我沉默着,抬眸时正好看见手术室的门再次缓缓移开。
医生白色医用大褂上都是血迹,整个人疲累不已的神色:“谁是赵青荇的家属?”
我立刻从卡座上反弹起来,脊背挺得笔直,慢吞吞地朝医生走了过去。
“三个小时前你已经签过了病危通知书对吧?现在病人的情况依旧不容乐观,而且我们刚才检查时才发现送来医院前,病人曾大量吞服了药物……家属要做好心理准备,可能我们医生这次也真的无力回天了。”
我的肩膀微微抖动,最后只柔柔落下一字“好。”可我的声音轻到,我也听不到那一句话的音量。
做好心理准备……是什么意思?
医生已经在下最后关碟了么?可母亲这两天明明还好好的……她还说等我腿脚上的伤好完全后,她还想陪我去香山踏青野餐。可现在呢?
而且赵青荇为什么会大量吞服药?
遗忘着老去,对她来说真的太过痛苦了是么?
顾柬拍了拍我的肩膀,话语轻得如同春日里飘浮的柳絮:“soia,你要是真的感到难受,你可以哭出来的。”
在他面前,我从来不用担心暴露我的脆弱与软肋不是吗?
“可是我感觉我眼眶干涩到流不出泪了。”我抬起眸认真地望向他,“我能最后问几句话吗?”

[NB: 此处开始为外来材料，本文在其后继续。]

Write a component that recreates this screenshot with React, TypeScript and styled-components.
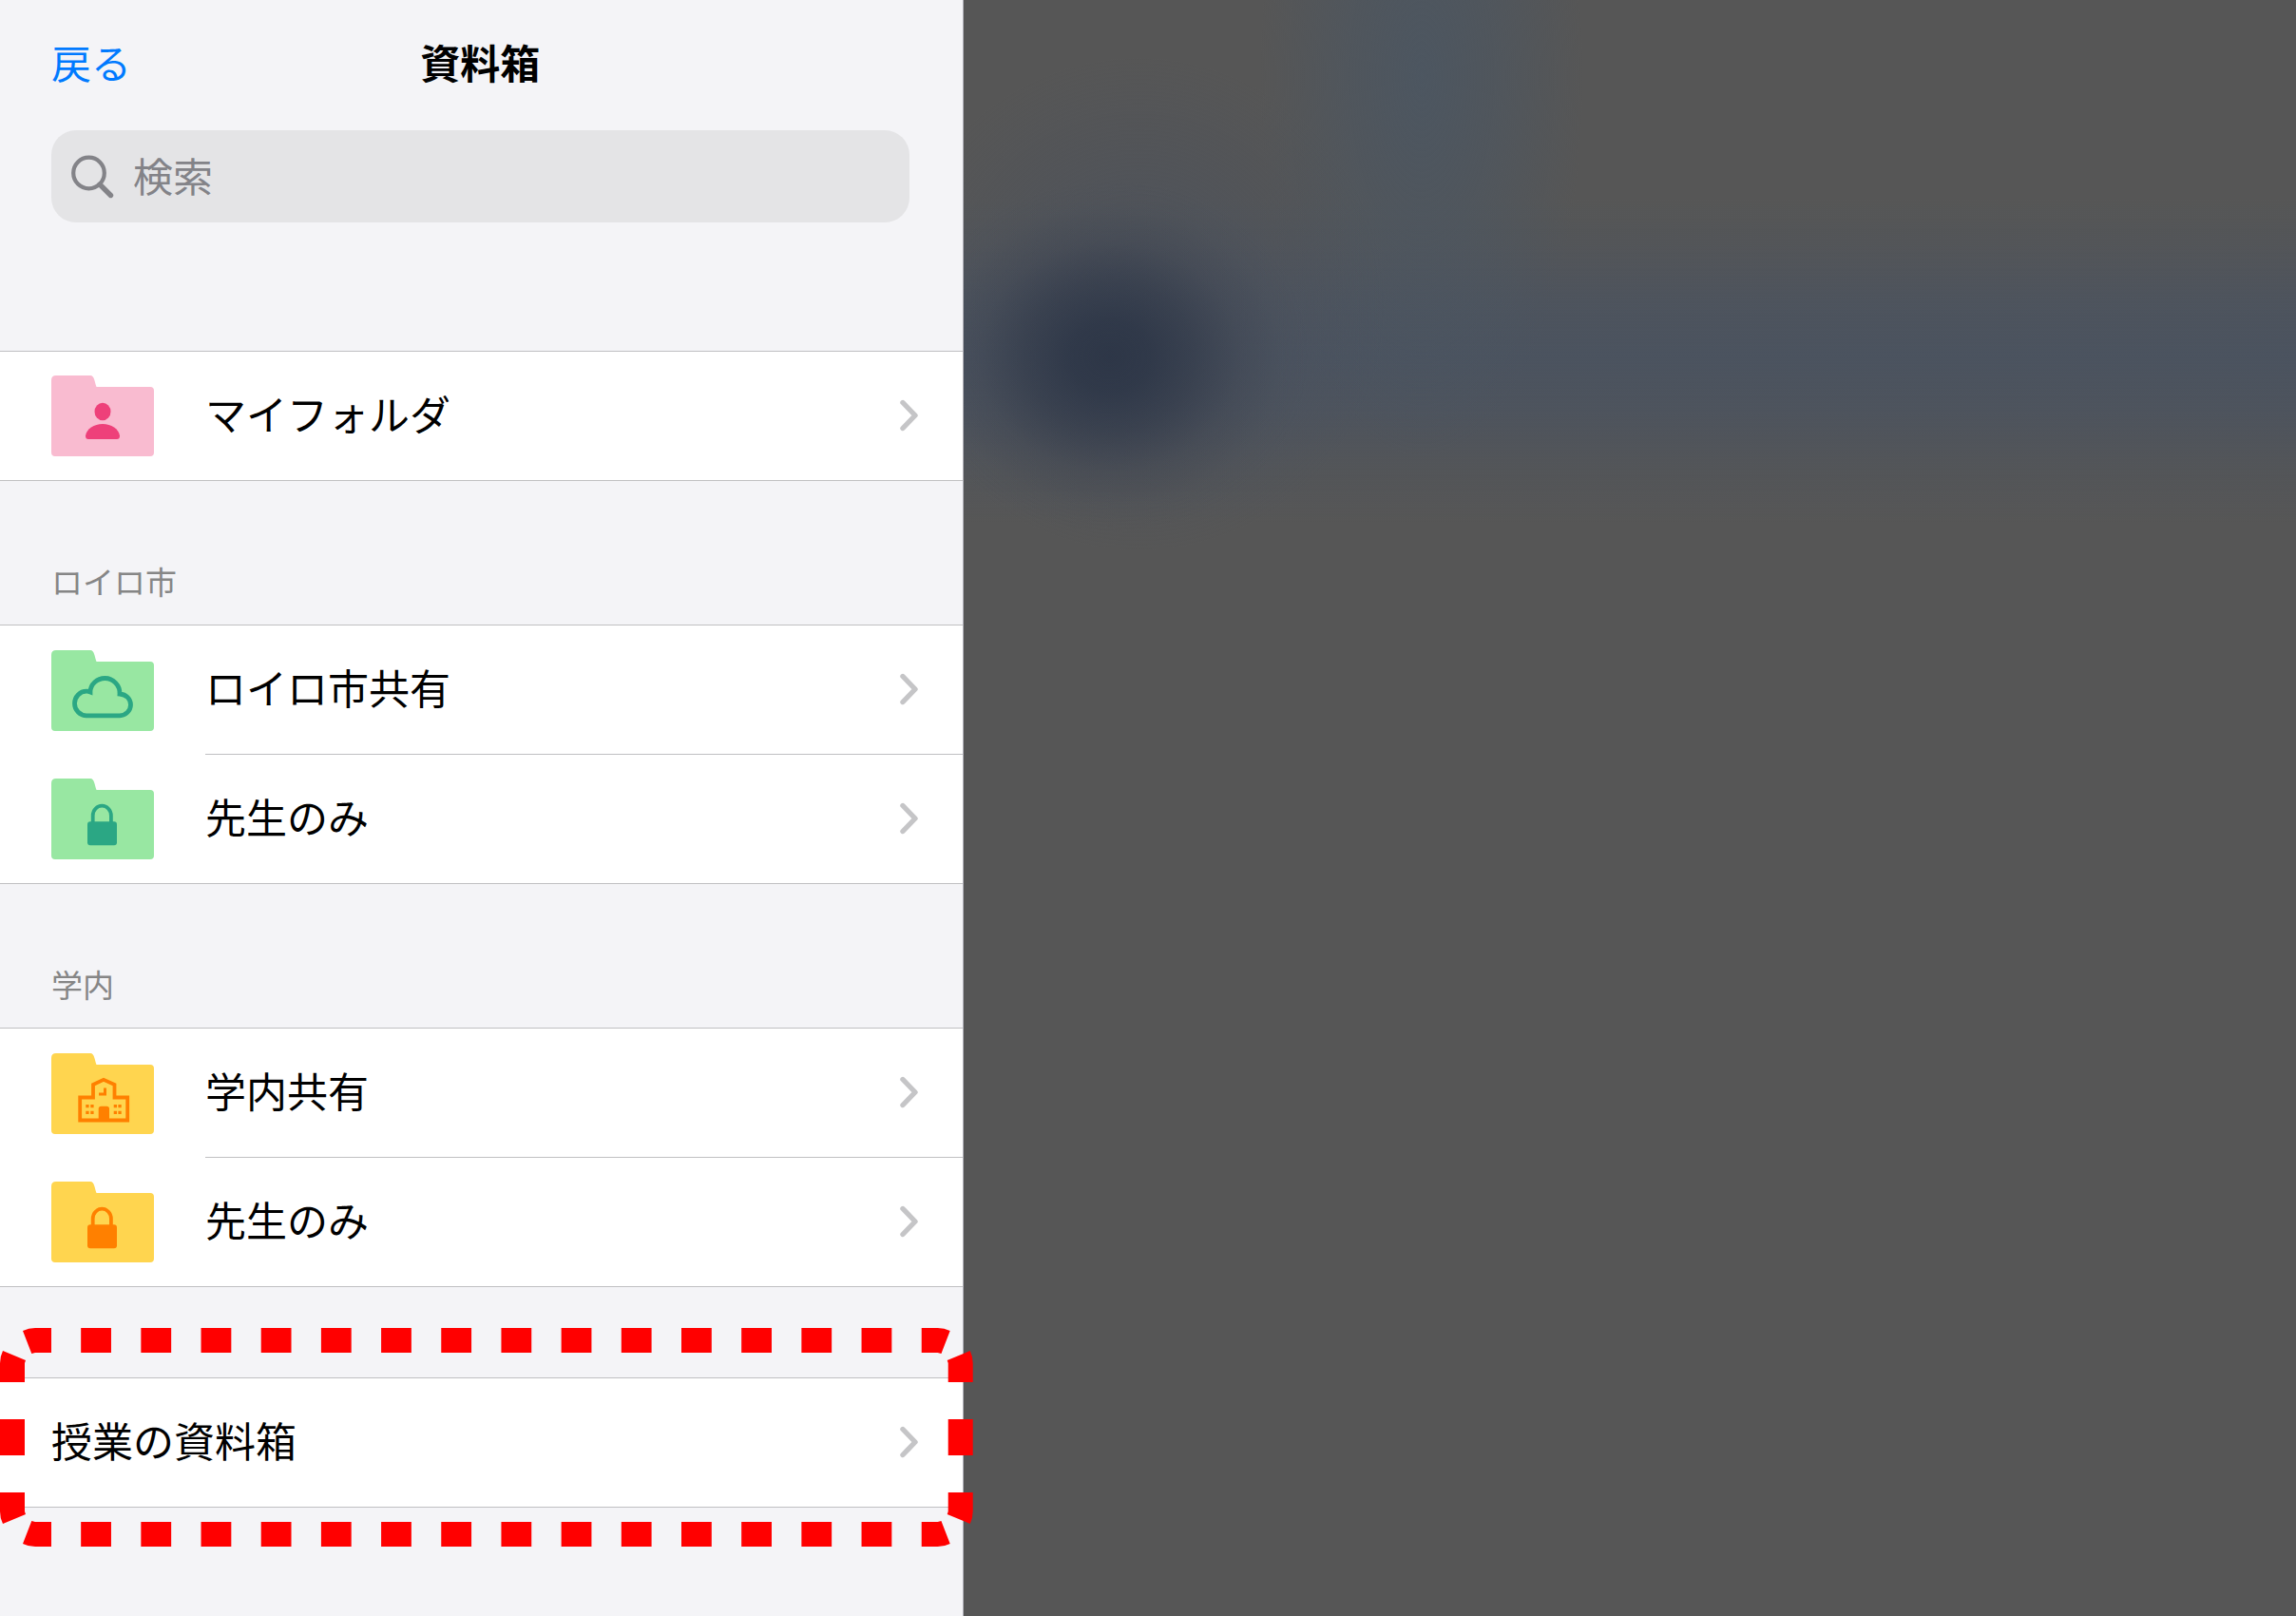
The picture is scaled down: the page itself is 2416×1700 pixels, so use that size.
import React from "react";
import styled, { createGlobalStyle } from "styled-components";

const GlobalStyle = createGlobalStyle`
  *, *::before, *::after { box-sizing: border-box; }
  body {
    margin: 0;
    background: #565656;
    color: #000;
    font-family: "Noto Sans CJK JP", "Noto Sans", sans-serif;
  }
`;

const Page = styled.div`
  display: flex;
  min-height: 100vh;
`;

const Sidebar = styled.aside`
  flex: 0 0 calc(42% - 1px);
  display: flex;
  flex-direction: column;
  background: #f4f4f7;
  border-right: 1px solid #b4b4bb;
`;

const Backdrop = styled.main`
  flex: 1;
  background:
    radial-gradient(
      ellipse 210px 185px at 154px 375px,
      rgba(44, 53, 70, 0.95) 0%,
      rgba(44, 53, 70, 0.85) 20%,
      rgba(46, 54, 70, 0.6) 42%,
      rgba(52, 58, 72, 0.26) 66%,
      rgba(60, 66, 78, 0.07) 86%,
      rgba(60, 66, 78, 0) 100%
    ),
    radial-gradient(
      ellipse 260px 260px at 184px 320px,
      rgba(72, 80, 94, 0.6) 0%,
      rgba(72, 80, 94, 0.4) 45%,
      rgba(72, 80, 94, 0) 100%
    ),
    radial-gradient(
      ellipse 170px 400px at 482px 80px,
      rgba(74, 86, 99, 0.8) 0%,
      rgba(74, 86, 99, 0.5) 45%,
      rgba(74, 86, 99, 0) 100%
    ),
    linear-gradient(
      to bottom,
      rgba(75, 83, 95, 0) 210px,
      rgba(75, 83, 95, 0.3) 260px,
      rgba(75, 83, 95, 0.8) 320px,
      rgba(75, 83, 95, 1) 375px,
      rgba(75, 83, 95, 0.8) 430px,
      rgba(75, 83, 95, 0.3) 490px,
      rgba(75, 83, 95, 0) 550px
    ),
    #565656;
`;

const Header = styled.header`
  display: grid;
  grid-template-columns: 1fr auto 1fr;
  align-items: center;
  height: 137px;
  padding: 0 56px 8px 54px;
`;

const BackButton = styled.button`
  justify-self: start;
  padding: 0;
  border: 0;
  background: none;
  color: #007aff;
  font: inherit;
  font-size: 42px;
  line-height: 60px;
  cursor: pointer;
`;

const Title = styled.h1`
  margin: 0;
  font-size: 42px;
  font-weight: 700;
  line-height: 60px;
`;

const SearchField = styled.label`
  display: flex;
  align-items: center;
  gap: 20px;
  height: 97px;
  margin: 0 56px 135px 54px;
  padding: 0 20px;
  border-radius: 26px;
  background: #e4e4e6;
  color: #838388;
`;

const SearchInput = styled.input`
  flex: 1;
  min-width: 0;
  padding: 0 0 4px;
  border: 0;
  outline: 0;
  background: none;
  color: #000;
  font: inherit;
  font-size: 42px;
  line-height: 60px;

  &::placeholder {
    color: #838388;
    opacity: 1;
  }
`;

const Section = styled.section<{ $spaced?: boolean }>`
  position: relative;
  margin-top: ${(p) => (p.$spaced ? "95px" : "0")};
`;

const SectionTitle = styled.h2`
  display: flex;
  align-items: flex-end;
  height: 151px;
  margin: 0;
  padding: 0 54px 22px;
  color: #868686;
  font-size: 33px;
  font-weight: 400;
  line-height: 48px;
`;

const List = styled.ul`
  margin: 0;
  padding: 0;
  list-style: none;
  background: #fff;
  border-top: 1px solid #c0c0c2;
  border-bottom: 1px solid #c0c0c2;
`;

const Row = styled.a`
  display: flex;
  align-items: stretch;
  gap: 54px;
  height: 136px;
  padding-left: 54px;
  color: inherit;
  text-decoration: none;

  li:last-child > & {
    height: 135px;
  }
`;

const RowBody = styled.span`
  flex: 1;
  display: flex;
  align-items: center;
  justify-content: space-between;
  padding: 0 47px 1px 0;

  li:not(:last-child) & {
    border-bottom: 1px solid #c0c0c2;
  }
`;

const RowLabel = styled.span`
  padding-bottom: 6px;
  font-size: 43px;
  line-height: 60px;
`;

const FolderSvg = styled.svg`
  flex: none;
  align-self: center;
  width: 108px;
  height: 85px;
`;

const Highlight = styled.svg`
  position: absolute;
  top: -52px;
  left: 0;
  width: calc(100% + 11px);
  height: 230px;
  pointer-events: none;
`;

type Glyph = "person" | "cloud" | "lock" | "school";

const palettes = {
  pink: { folder: "#f9bbd0", glyph: "#ee407a" },
  green: { folder: "#98e7a2", glyph: "#2ba784" },
  yellow: { folder: "#ffd54f", glyph: "#ff8000" },
};

const glyphs: Record<Glyph, React.ReactNode> = {
  person: (
    <g fill="currentColor">
      <ellipse cx="54" cy="38" rx="8.5" ry="9.3" />
      <path d="M36 63.5C37 56 45 51 54 51S71 56 72 63.5Q72 67 69 67H39Q36 67 36 63.5Z" />
    </g>
  ),
  cloud: (
    <path
      d="M37 68.8A12.5 12.8 0 0 1 37 43.2Q39 43.2 41 44C41 36 48 29.5 56.5 29.5S72.5 37 72 46C79 46.5 83.5 51.5 83.5 57.5A12 11.5 0 0 1 72 68.8Z"
      fill="none"
      stroke="currentColor"
      strokeWidth="4.8"
    />
  ),
  lock: (
    <g>
      <path d="M43.7 48V39A9.6 10.3 0 0 1 62.9 39V48" fill="none" stroke="currentColor" strokeWidth="3.8" />
      <rect x="38" y="45.3" width="31" height="25" rx="3" fill="currentColor" />
    </g>
  ),
  school: (
    <g>
      <path
        d="M30.2 46.5H44V33L55 27.8L66.5 33V46.5H80.2V70.5H30.2Z"
        fill="none"
        stroke="currentColor"
        strokeWidth="3.8"
      />
      <path d="M56.5 36.5V43H50" fill="none" stroke="currentColor" strokeWidth="3" />
      <path
        d="M49.7 71V58.5Q49.7 55.7 52.5 55.7H58.2Q61 55.7 61 58.5V71Z M36.3 54h3.3v3.3h-3.3z M41.3 54h3.3v3.3h-3.3z M36.3 60.7h3.3v3.3h-3.3z M41.3 60.7h3.3v3.3h-3.3z M65.7 54h3.3v3.3h-3.3z M70.4 54h3.3v3.3h-3.3z M65.7 60.7h3.3v3.3h-3.3z M70.4 60.7h3.3v3.3h-3.3z"
        fill="currentColor"
      />
    </g>
  ),
};

function FolderIcon({ tone, glyph }: { tone: keyof typeof palettes; glyph: Glyph }) {
  return (
    <FolderSvg viewBox="0 0 108 85" color={palettes[tone].glyph} aria-hidden="true">
      <path
        d="M5 0H41C45.5 0 45.5 7 47.5 12H104Q108 12 108 16V81Q108 85 104 85H4Q0 85 0 81V5Q0 0 5 0Z"
        fill={palettes[tone].folder}
      />
      {glyphs[glyph]}
    </FolderSvg>
  );
}

function Chevron() {
  return (
    <svg width="19" height="34" viewBox="0 0 19 34" fill="none" aria-hidden="true">
      <path d="M3 3.5L16 17L3 30.5" stroke="#c5c5c7" strokeWidth="5.4" strokeLinecap="round" strokeLinejoin="round" />
    </svg>
  );
}

function SearchIcon() {
  return (
    <svg width="46" height="46" viewBox="0 0 46 46" fill="none" stroke="currentColor" aria-hidden="true">
      <circle cx="19.5" cy="19" r="16.3" strokeWidth="4.2" />
      <path d="M31 31L42.5 42.5" strokeWidth="5.4" strokeLinecap="round" />
    </svg>
  );
}

const corners = ["", "translate(1024 0) scale(-1 1)", "translate(0 230) scale(1 -1)", "translate(1024 230) scale(-1 -1)"];

function DashedHighlight() {
  return (
    <Highlight viewBox="0 0 1024 230" preserveAspectRatio="none" aria-hidden="true">
      <g fill="#f00">
        {corners.map((transform) => (
          <path
            key={transform}
            transform={transform}
            d="M54 0H37Q30 0 24 3L33.3 27L37 26H54Z M0 57V37Q0 30 3 24L27 34L26 37V57Z"
          />
        ))}
      </g>
      <g stroke="#f00" strokeWidth="26">
        <path d="M85.2 13H940M85.2 217H940" strokeDasharray="31.8 31.4" />
        <path d="M13 96V134M1011 96V134" />
      </g>
    </Highlight>
  );
}

type Item = { label: string; tone?: keyof typeof palettes; glyph?: Glyph };

function ItemList({ items }: { items: Item[] }) {
  return (
    <List>
      {items.map((item) => (
        <li key={item.label}>
          <Row href="#">
            {item.tone && item.glyph && <FolderIcon tone={item.tone} glyph={item.glyph} />}
            <RowBody>
              <RowLabel>{item.label}</RowLabel>
              <Chevron />
            </RowBody>
          </Row>
        </li>
      ))}
    </List>
  );
}

export default function App() {
  return (
    <>
      <GlobalStyle />
      <Page>
        <Sidebar>
          <Header>
            <BackButton type="button">戻る</BackButton>
            <Title>資料箱</Title>
          </Header>
          <SearchField>
            <SearchIcon />
            <SearchInput type="text" placeholder="検索" aria-label="検索" />
          </SearchField>
          <Section>
            <ItemList items={[{ label: "マイフォルダ", tone: "pink", glyph: "person" }]} />
          </Section>
          <Section>
            <SectionTitle>ロイロ市</SectionTitle>
            <ItemList
              items={[
                { label: "ロイロ市共有", tone: "green", glyph: "cloud" },
                { label: "先生のみ", tone: "green", glyph: "lock" },
              ]}
            />
          </Section>
          <Section>
            <SectionTitle>学内</SectionTitle>
            <ItemList
              items={[
                { label: "学内共有", tone: "yellow", glyph: "school" },
                { label: "先生のみ", tone: "yellow", glyph: "lock" },
              ]}
            />
          </Section>
          <Section $spaced>
            <ItemList items={[{ label: "授業の資料箱" }]} />
            <DashedHighlight />
          </Section>
        </Sidebar>
        <Backdrop />
      </Page>
    </>
  );
}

顾柬点点头,看着我站在光影下,却觉得那一瞬他离我实在遥远。
如果这个时候出现在我身边的人是楚庭,他是不是比自己更知道如何安慰我?
“楚庭现在住在哪家医院?伤势如何?”
顾柬万万没想到我询问的问题竟是这两个,神情带上愣怔。他挠挠后脑勺,明显有些纠结能不能把这些事情继续告诉我。
“楚庭让你守口如瓶了?没事,就当我从未询问过吧。”我扬起了一个淡淡的笑,浑身却泛起鸡皮疙瘩。
这个世界上对我好的人,终究要一一离我远去了。
谁也没有例外。
而楚庭在前路为我抵挡了那么久的风雨,我想,也是时候投我以木桃,报之以琼瑶了。
顾柬在我的脑门上飞快弹了一下,“伯母这边还需要你操心,你确定你还能分心去关心楚庭伤势如何?”
“其实我也不知道楚庭现在究竟怎么样了,但顾裴晟说,最坏的的可能性是,楚庭在鬼门关里走了一趟,并没能咬牙坚持过来。”
顾柬叹了口气。
“能不能……让我去见楚庭一面?”语言辗转唇齿间,到底还是含糊的被我问了出来。
我眼眶通红着,但没让眼泪掉出眼尾。
天色渐明,拂晓杂糅在灿烂的日出中,天空像混浊的鸡蛋白。
我靠着卡座的椅背睡了过去。只是这一回我的梦中再没出现任何一个让我感到熟悉的身影。
早上九点,当我还陷在梦境的混沌中,手术室的灯发出了刺眼的红色,匆忙仓促的脚步声在手术室内响起,“镊子”、“加大电流”、“病人大出血了”……各种简短命令从主治医师口中飘出,渲染着手术室内紧张的气氛。
除颤仪不断加大着电流,可心电图机上一条绿色的曲线仍保持着断崖式的下跌速度,刺耳的滴滴声又变成每个医生护士额头上渗出的豆大汗珠。
不知为何,我突然盈了满眶的热泪,从梦境中一下清醒过来,而这一刻手术室的大门也缓缓打开。
医生白大褂上沾染的鲜血,在我眸里越发刺眼起来。
我挣扎着想站起来,眼前却突然一片眩晕,整个人如同一根葱立刻栽在地上。
那一个月里,其实发生了很多事情。